Just like many other bits of a big business, internal audit functions are experimenting with the wide and growing range of new software available to collect, analyze, and make use of data.
Audit teams tend to call this work “data analytics” and, although it provides many opportunities for faster and more insightful audits, getting staff to embrace the work is no simple task. It is difficult to convince busy professionals to get used to the idea of something new, especially if it’s a discipline they aren’t comfortable with.
But as the audit team at one big financial services firm in CEB’s networks demonstrated, once the fear of the unknown is alleviated, auditors will far more happily take on the methods and capabilities required for integrating data analysis into their day-to-day work.
To educate audit staff members and encourage them to use analytic techniques more systematically, managers created a “data analytics diploma” program consisting of mandatory online and classroom-based foundational training coupled with optional specializations for those who are interested. The program was designed specifically to remove common fears and misconceptions about data analytics and to give auditors the confidence to employ analytics in their day-to-day work.
Removing the Fear: A Shift from Abstract to Concrete
Classroom training begins with a purposeful effort to uncover and address concerns related to data analysis. Group discussion on why staff believe that analytics would help or hinder their current approach are encouraged, along with conversations about what they see as any barriers to adoption. This honest dialogue is supplemented by the function’s vision for making use of analytic skills, along with a lucid explanation about why the department is investing in the training.
Next, auditors break down into smaller groups to connect the dots between data analysis and familiar audit work. This helps to demystify the ambiguous concept for staff auditors who may have been intimidated by the term “analytics” beforehand.
Furthermore, the course organizers emphasize problem definition and hypothesis generation as the first and most important steps in its data analytics framework (see chart 1). Because planning and scoping are also important elements of an effective audit engagement, auditors can see how the analysis of data will prove useful.
Chart 1: First steps in a data analytics framework Source: CEB analysis
Reinforcing the Training: Practice with Real-Life Examples
Once participants become comfortable with the overarching framework, they work through case studies to test their hypotheses with rigorous data evaluation. Each case example is tested internally to make sure it is relevant and is designed to be challenging without being overwhelming.
“The case study was extremely useful and helped reinforce the training,” one participant said, adding that “the problems were similar to in-the-field challenges I come across often.” Small group discussion afterwards then allowed auditors to compare techniques and understand any shared issues they had with the whole process.

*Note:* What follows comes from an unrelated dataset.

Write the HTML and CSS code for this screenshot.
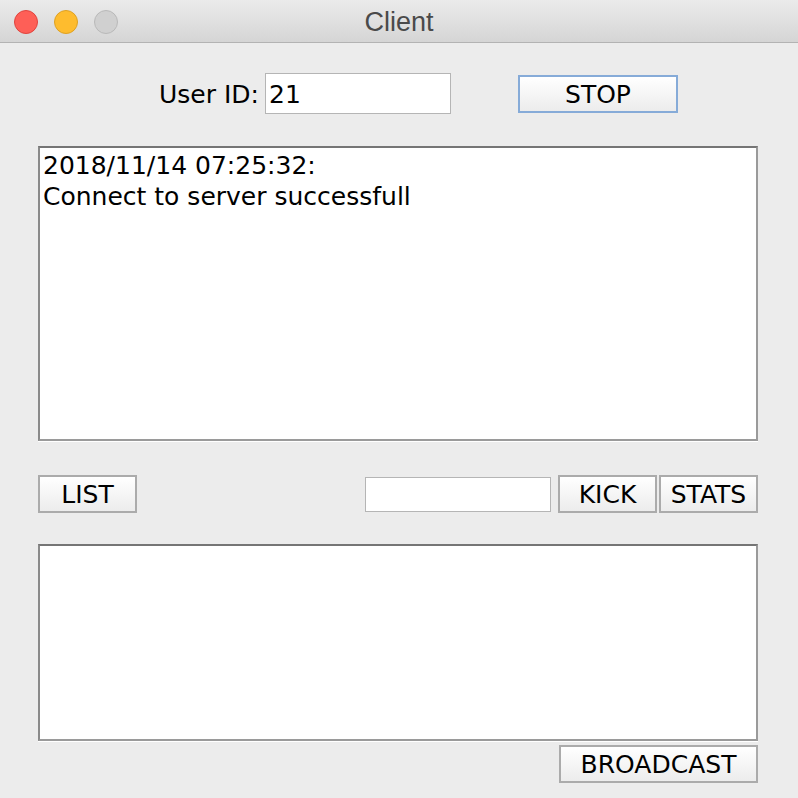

“Discussing our problems in small groups also allowed me to better understand where many of my team members typically struggle while incorporating analytics into their day-to-day workflow,” said one participant. “It revealed that structuring the problem, and not technical proficiency, was the biggest challenge the audit team struggled with.”
Moving Forward: Full Integration
Ultimately, the training focuses on the ability to solve practical problems using data evaluation techniques. It isn’t about showing auditors how to use technical software systems. Instead, the training helps them solve issues using Excel while applying the analytics framework they learned. It is a concerted effort to illustrate how analysis can practically apply to their every day jobs as a way to sustainably embed these methods in every stage of the audit team’s assurance work.
“The Data Analytics Diploma Program sparked a cultural shift within the Audit team,” one participant explained to CEB. “It challenged the mind-sets of auditors on how we use analytics to tackle risks and provide better assurance, which is not by using more complicated Excel formulas but by thinking more analytically about how to structure problems to get efficient — and effective — answers.”
Observing Results: ‘A Lot More Interest’
“We tried other things but found that technical, software-focused, trainings lacked longevity,” the head of group internal audit said. With the new curriculum, “we have observed a lot more interest in the training program, as well as the ease with which the team is applying analytics to their audit work,” he added.